How RFM and address verification impact direct mail
Repeat customers are a direct mail marketer's best dream. As well as not carrying the costs typically associated with converting leads through mail, they've already showed a tendency or favor toward the brand, product or company. As simple as marketing to repeat customers is, there's an even better, analytical way to go about the process: RFM.
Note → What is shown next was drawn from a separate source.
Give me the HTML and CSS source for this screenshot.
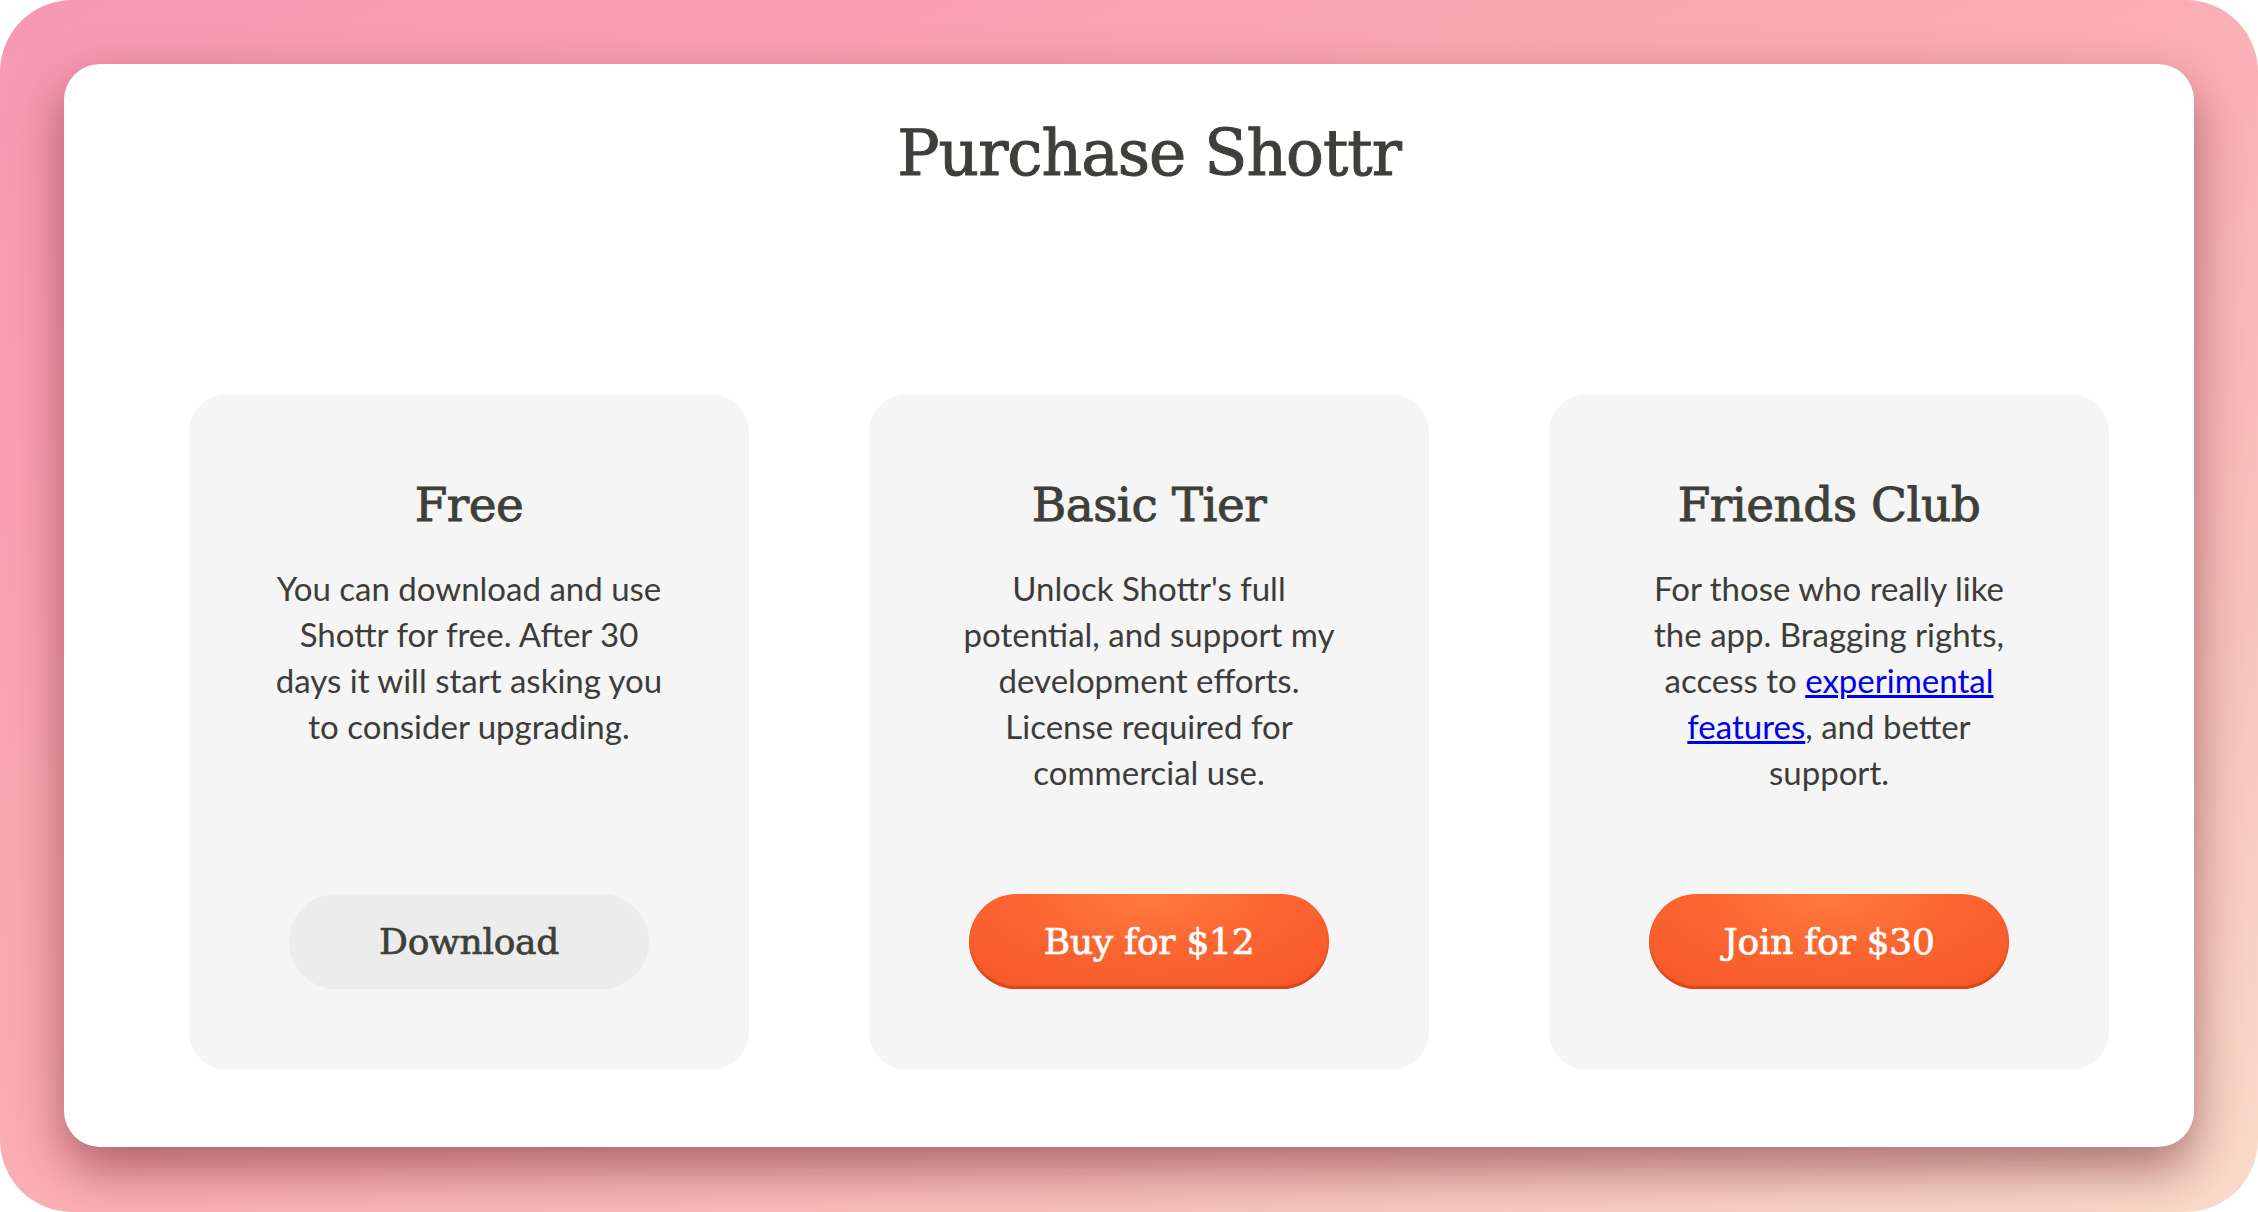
FILE: index.html
```html
<!DOCTYPE html>
<html lang="en">
<head>
<meta charset="utf-8">
<title>Purchase Shottr</title>
<link rel="stylesheet" href="styles.css">
</head>
<body>
<div class="frame">
  <div class="window">
    <h1 class="title">Purchase Shottr</h1>
    <div class="tiers">
      <div class="tier">
        <h2 class="tier-name">Free</h2>
        <p class="tier-text">You can download and use Shottr for free. After 30 days it will start asking you to consider upgrading.</p>
        <a class="btn btn-grey">Download</a>
      </div>
      <div class="tier">
        <h2 class="tier-name">Basic Tier</h2>
        <p class="tier-text">Unlock Shottr's full potential, and support my development efforts. License required for commercial use.</p>
        <a class="btn btn-orange">Buy for $12</a>
      </div>
      <div class="tier">
        <h2 class="tier-name">Friends Club</h2>
        <p class="tier-text">For those who really like the app. Bragging rights, access to <a class="link" href="#">experimental features</a>, and better support.</p>
        <a class="btn btn-orange">Join for $30</a>
      </div>
    </div>
  </div>
</div>
</body>
</html>
```

FILE: styles.css
```css
html, body {
  margin: 0;
  padding: 0;
  background: #ffffff;
}

.frame {
  width: 2258px;
  height: 1212px;
  box-sizing: border-box;
  padding: 64px 64px 65px 64px;
  border-radius: 72px;
  background: linear-gradient(to bottom right, #f798b1 0%, #fbabb4 45%, #f9c3bd 75%, #fadccb 100%);
  overflow: hidden;
}

.window {
  height: 100%;
  box-sizing: border-box;
  background: #ffffff;
  border-radius: 36px;
  box-shadow: 0 22px 50px rgba(110, 30, 40, 0.55);
  padding: 48px 85px 0 125px;
  display: flex;
  flex-direction: column;
}

.title {
  margin: 0;
  text-align: center;
  font-family: "DejaVu Serif", serif;
  font-weight: normal;
  font-size: 63px;
  line-height: 84px;
  color: #3e3f3a;
  letter-spacing: -1px;
  -webkit-text-stroke: 1px #3e3f3a;
}

.tiers {
  margin-top: 198px;
  display: grid;
  grid-template-columns: repeat(3, 560px);
  column-gap: 120px;
}

.tier {
  height: 676px;
  box-sizing: border-box;
  background: #f5f5f5;
  border-radius: 38px;
  padding: 81px 84px 81px;
  display: flex;
  flex-direction: column;
  align-items: center;
  text-align: center;
}

.tier-name {
  margin: 0;
  font-family: "DejaVu Serif", serif;
  font-weight: normal;
  font-size: 47px;
  line-height: 60px;
  color: #3e3f3a;
  letter-spacing: -0.5px;
  -webkit-text-stroke: 0.9px #3e3f3a;
}

.tier-text {
  margin: 30px 0 0;
  font-family: "Lato", "Open Sans", sans-serif;
  font-size: 33px;
  line-height: 46px;
  color: #3c3c3a;
}

.link {
  color: #0000ee;
  text-decoration: underline;
}

.btn {
  margin-top: auto;
  width: 360px;
  height: 95px;
  flex-shrink: 0;
  box-sizing: border-box;
  border-radius: 48px;
  display: flex;
  align-items: center;
  justify-content: center;
  font-family: "DejaVu Serif", serif;
  font-size: 36px;
  letter-spacing: -0.3px;
}

.btn-grey {
  background: #ececec;
  color: #3e3f3a;
  -webkit-text-stroke: 0.7px #3e3f3a;
}

.btn-orange {
  background: radial-gradient(ellipse 70% 120% at 50% 0%, #ff7b3e 0%, #fb6430 55%, #f85a2a 100%);
  color: #ffffff;
  -webkit-text-stroke: 0.7px #ffffff;
  box-shadow: inset 0 -3px 2px rgba(190, 50, 15, 0.55);
}
```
Tracking RFM gives marketers valuable data on how to market to established customers. Part in parcel to capitalizing on repeat customers is making sure a business' direct mail will reach them, which is why address verification software is hugely important.
RFM is:
• Recency: The time since a purchase. It's important to recognize purchasing patterns when evaluating recency. Marketers don't want to interrupt a profitable customer's behavior by sending them a mail piece that's outside of a cycle, thus throwing off the customer's normal purchasing pattern.
• Frequency: How often a customer buys from the business. Like recency, the same can be said for frequency, marketers don't want to mess with a good thing if the customer already demonstrates a frequent purchasing pattern. Trying to push them into more purchases may only irk the consumer instead. However, identifying high-frequency buyers can alert marketers to buyers who can be targeted for loyalty reward programs.
• Monetary: How much the customer spends. Monetary patterns can clue marketers in on which customers to target in order to increase a consumer's spent dollar volume and up the business' revenue. Consumers who are frequent, but spend modestly are prime candidates for an up-sell technique.